Fornaro, however, said AirTran still does not plan to resume growth until 2011, for which it is projecting a 3% to 4% capacity increase. “Right now,” he said, “our goal is to earn our way out of the losses that we had in 2008.”

AirTran credited its record first-quarter profit in part to the big 50.5% drop in its fuel costs and its industry-leading low unit costs of 6.74 cents ex-fuel, as well as to its 7.2% cut in capacity and some network restructuring. It also benefited from an 86.4% increase in “other’ revenue, which includes money from its new baggage fees and other fee increases. That helped offset some of its 14.2% decline in passenger revenue, on an 8.2% lower average fare and 8.7% lower average yield.

The airline’s total revenue for the quarter fell 9.1% year-over-year to $542 million. But its operating expenses fell more, by 21.8%, thanks in large part to the lower fuel prices.

As a low-cost leader, the airline can afford the lower fares required to fill seats in this recession without sacrificing its profitability, AirTran executives said. Fornaro described the underlying fare structure as “very, very strong” from his airline’s point of view, although he’d like to see fewer sales.

“If the economy stays weak, we can remain profitable with our cost structure,” said Kevin Healy, senior VP-marketing and planning. The lower fares also helped produce AirTran’s highest-ever first-quarter load factor, at 76.3%, which helps with ancillary revenue, Healy added.

AirTran also is benefiting because leisure demand has held up better than business demand in the recession, and domestic leisure has been stronger than international leisure, Healy said.
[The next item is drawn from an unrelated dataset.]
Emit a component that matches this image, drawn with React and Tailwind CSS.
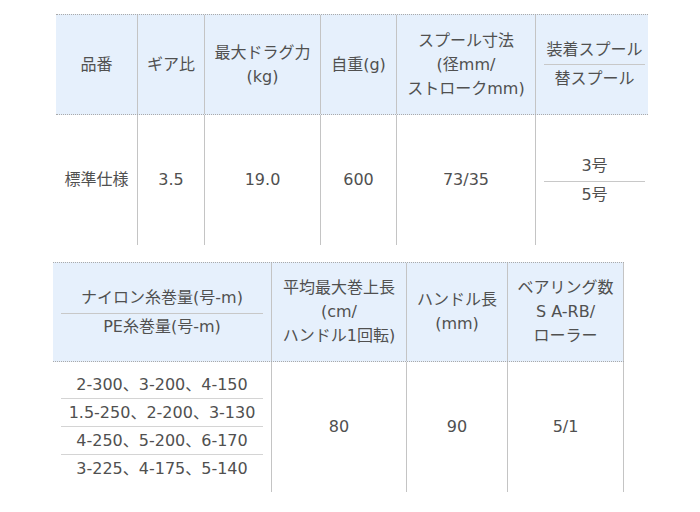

“To the extent our network is geared to leisure travel, with our heavy concentration in Florida, that is a benefit,” he said. AirTran’s only international services are to Cancun.

That’s along the lines of what domestic low-cost carrier Allegiant pointed out last week in reporting a near tripling of its first quarter profit (DAILY, April 21). But AirTran, with its fleetwide business class, sells to a broader market than Allegiant, which markets exclusively to leisure travelers.

AirTran estimates about 40% to 45% of its bookings are for business, and the carrier said it also is doing well because seating upgrades and its business class load factors are running higher than they ever have.